Maupassant | d’une jalousie

à propos de Guy de Maupassant


Depuis que ce travail virtuel prend peu à peu la forme d’un travail littéraire global, l’interrogation sur Maupassant est récurrente. Par exemple, parce que ces nouvelles sont écrites d’un seul jet, et livrées le soir-même pour impression dans le journal du lendemain. Et surtout parce que nous avons à réviser notre regard sur cette gestation des récits et nouvelles : le travail au quotidien de Maupassant, c’est une accumulation de notations, de souvenirs, de voyages, de réflexions, au sein de laquelle naissent les fictions, comme très léger basculement de cette préparation au saut fictionnel. Or, les éditions actuelles ne rassemblent que la part fiction, séparant l’oeuvre d’une gestation qui ressemble bien à l’atelier que nous sommes quelques-uns à tenter de maintenir via le Net... Ce texte avait été écrit pour une commémoration, probablement vers 1993-1995 (?), mais est resté dans le dossier des fichiers inédits.

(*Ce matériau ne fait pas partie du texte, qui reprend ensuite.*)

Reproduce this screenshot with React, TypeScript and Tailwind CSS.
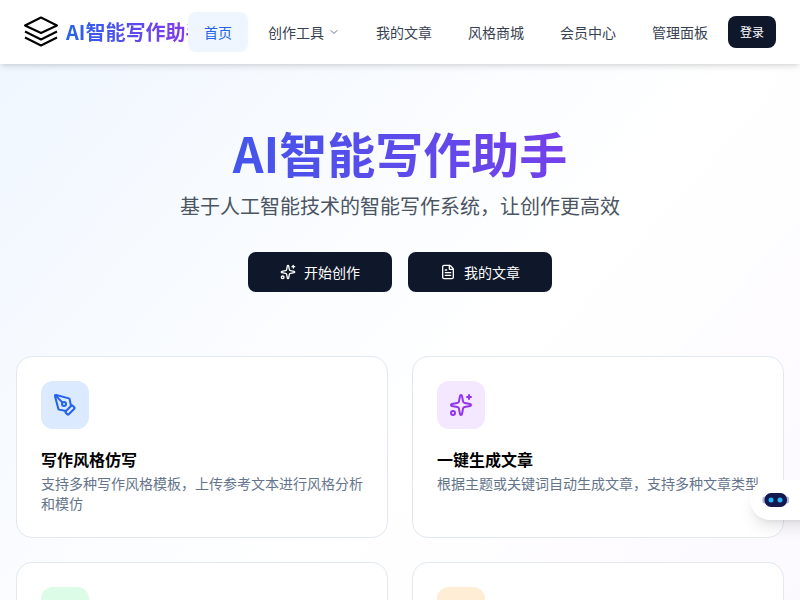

Ma jalousie de Maupassant pour la facilité qu’il avait de jeter ses billes.

Ma jalousie de Maupassant pour la qualité des billes ainsi dispersées comme à n’y jamais regarder : de toutes grosseurs, et les plus complexes dans l’armature toujours transparente qui en fait objet sans prise et de solidité extrême : sans graisse.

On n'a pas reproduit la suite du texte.